**Objective:** Restate each line of the listing exactly, without carrying over any pictures.

**Information supplied:**

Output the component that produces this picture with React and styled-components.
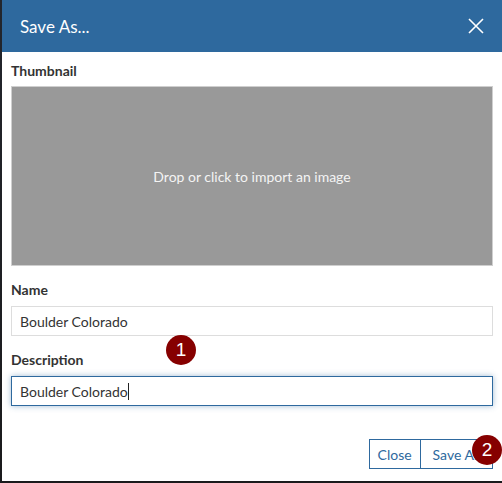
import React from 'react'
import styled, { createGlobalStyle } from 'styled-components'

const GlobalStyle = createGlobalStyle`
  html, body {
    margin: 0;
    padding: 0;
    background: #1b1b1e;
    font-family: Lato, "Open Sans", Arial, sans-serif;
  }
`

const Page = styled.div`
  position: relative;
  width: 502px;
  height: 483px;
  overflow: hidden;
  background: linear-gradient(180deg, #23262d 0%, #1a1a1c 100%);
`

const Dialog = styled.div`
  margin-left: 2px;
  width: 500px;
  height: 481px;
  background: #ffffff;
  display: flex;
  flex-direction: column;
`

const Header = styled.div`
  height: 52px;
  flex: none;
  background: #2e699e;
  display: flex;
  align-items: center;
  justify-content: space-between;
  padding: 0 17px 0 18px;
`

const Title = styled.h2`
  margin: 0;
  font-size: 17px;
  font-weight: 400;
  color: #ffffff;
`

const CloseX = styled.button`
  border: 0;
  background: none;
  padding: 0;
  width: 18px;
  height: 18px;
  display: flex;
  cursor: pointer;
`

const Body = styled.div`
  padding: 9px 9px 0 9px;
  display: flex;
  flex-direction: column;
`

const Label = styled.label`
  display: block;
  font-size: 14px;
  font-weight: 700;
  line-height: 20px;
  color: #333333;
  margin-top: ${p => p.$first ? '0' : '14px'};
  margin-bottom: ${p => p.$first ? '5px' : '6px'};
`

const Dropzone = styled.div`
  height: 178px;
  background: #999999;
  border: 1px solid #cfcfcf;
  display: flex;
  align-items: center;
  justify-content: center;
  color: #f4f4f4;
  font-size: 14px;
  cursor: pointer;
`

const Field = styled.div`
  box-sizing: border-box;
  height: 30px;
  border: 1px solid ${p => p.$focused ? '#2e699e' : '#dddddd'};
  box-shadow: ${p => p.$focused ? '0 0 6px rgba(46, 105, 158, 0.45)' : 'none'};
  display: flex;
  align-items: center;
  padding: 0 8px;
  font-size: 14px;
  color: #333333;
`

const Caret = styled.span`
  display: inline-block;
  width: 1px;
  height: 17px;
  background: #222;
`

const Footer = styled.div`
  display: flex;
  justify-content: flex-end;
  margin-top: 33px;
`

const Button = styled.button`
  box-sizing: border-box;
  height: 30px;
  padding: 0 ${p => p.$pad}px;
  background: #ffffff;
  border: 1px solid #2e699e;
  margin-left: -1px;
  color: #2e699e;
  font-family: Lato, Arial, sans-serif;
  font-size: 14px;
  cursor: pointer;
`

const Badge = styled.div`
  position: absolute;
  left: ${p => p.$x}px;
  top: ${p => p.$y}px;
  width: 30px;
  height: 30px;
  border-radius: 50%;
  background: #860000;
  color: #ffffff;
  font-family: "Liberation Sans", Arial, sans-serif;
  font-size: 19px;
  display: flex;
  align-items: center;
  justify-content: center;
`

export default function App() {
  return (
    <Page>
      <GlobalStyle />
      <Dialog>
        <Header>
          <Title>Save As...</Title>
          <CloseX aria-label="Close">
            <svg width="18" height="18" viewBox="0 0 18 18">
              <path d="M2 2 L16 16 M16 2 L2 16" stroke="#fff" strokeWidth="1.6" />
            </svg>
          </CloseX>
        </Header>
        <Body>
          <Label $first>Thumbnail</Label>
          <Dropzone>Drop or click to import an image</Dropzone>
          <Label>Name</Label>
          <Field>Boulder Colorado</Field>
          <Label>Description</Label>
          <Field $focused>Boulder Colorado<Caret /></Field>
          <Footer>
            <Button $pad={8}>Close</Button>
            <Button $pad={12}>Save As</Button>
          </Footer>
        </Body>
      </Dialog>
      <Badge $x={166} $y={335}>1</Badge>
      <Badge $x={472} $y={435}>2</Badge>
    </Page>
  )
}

**Completed exercise:**
Output the component that produces this picture with React and styled-components.
import React from 'react'
import styled, { createGlobalStyle } from 'styled-components'

const GlobalStyle = createGlobalStyle`
  html, body {
    margin: 0;
    padding: 0;
    background: #1b1b1e;
    font-family: Lato, "Open Sans", Arial, sans-serif;
  }
`

const Page = styled.div`
  position: relative;
  width: 502px;
  height: 483px;
  overflow: hidden;
  background: linear-gradient(180deg, #23262d 0%, #1a1a1c 100%);
`

const Dialog = styled.div`
  margin-left: 2px;
  width: 500px;
  height: 481px;
  background: #ffffff;
  display: flex;
  flex-direction: column;
`

const Header = styled.div`
  height: 52px;
  flex: none;
  background: #2e699e;
  display: flex;
  align-items: center;
  justify-content: space-between;
  padding: 0 17px 0 18px;
`

const Title = styled.h2`
  margin: 0;
  font-size: 17px;
  font-weight: 400;
  color: #ffffff;
`

const CloseX = styled.button`
  border: 0;
  background: none;
  padding: 0;
  width: 18px;
  height: 18px;
  display: flex;
  cursor: pointer;
`

const Body = styled.div`
  padding: 9px 9px 0 9px;
  display: flex;
  flex-direction: column;
`

const Label = styled.label`
  display: block;
  font-size: 14px;
  font-weight: 700;
  line-height: 20px;
  color: #333333;
  margin-top: ${p => p.$first ? '0' : '14px'};
  margin-bottom: ${p => p.$first ? '5px' : '6px'};
`

const Dropzone = styled.div`
  height: 178px;
  background: #999999;
  border: 1px solid #cfcfcf;
  display: flex;
  align-items: center;
  justify-content: center;
  color: #f4f4f4;
  font-size: 14px;
  cursor: pointer;
`

const Field = styled.div`
  box-sizing: border-box;
  height: 30px;
  border: 1px solid ${p => p.$focused ? '#2e699e' : '#dddddd'};
  box-shadow: ${p => p.$focused ? '0 0 6px rgba(46, 105, 158, 0.45)' : 'none'};
  display: flex;
  align-items: center;
  padding: 0 8px;
  font-size: 14px;
  color: #333333;
`

const Caret = styled.span`
  display: inline-block;
  width: 1px;
  height: 17px;
  background: #222;
`

const Footer = styled.div`
  display: flex;
  justify-content: flex-end;
  margin-top: 33px;
`

const Button = styled.button`
  box-sizing: border-box;
  height: 30px;
  padding: 0 ${p => p.$pad}px;
  background: #ffffff;
  border: 1px solid #2e699e;
  margin-left: -1px;
  color: #2e699e;
  font-family: Lato, Arial, sans-serif;
  font-size: 14px;
  cursor: pointer;
`

const Badge = styled.div`
  position: absolute;
  left: ${p => p.$x}px;
  top: ${p => p.$y}px;
  width: 30px;
  height: 30px;
  border-radius: 50%;
  background: #860000;
  color: #ffffff;
  font-family: "Liberation Sans", Arial, sans-serif;
  font-size: 19px;
  display: flex;
  align-items: center;
  justify-content: center;
`

export default function App() {
  return (
    <Page>
      <GlobalStyle />
      <Dialog>
        <Header>
          <Title>Save As...</Title>
          <CloseX aria-label="Close">
            <svg width="18" height="18" viewBox="0 0 18 18">
              <path d="M2 2 L16 16 M16 2 L2 16" stroke="#fff" strokeWidth="1.6" />
            </svg>
          </CloseX>
        </Header>
        <Body>
          <Label $first>Thumbnail</Label>
          <Dropzone>Drop or click to import an image</Dropzone>
          <Label>Name</Label>
          <Field>Boulder Colorado</Field>
          <Label>Description</Label>
          <Field $focused>Boulder Colorado<Caret /></Field>
          <Footer>
            <Button $pad={8}>Close</Button>
            <Button $pad={12}>Save As</Button>
          </Footer>
        </Body>
      </Dialog>
      <Badge $x={166} $y={335}>1</Badge>
      <Badge $x={472} $y={435}>2</Badge>
    </Page>
  )
}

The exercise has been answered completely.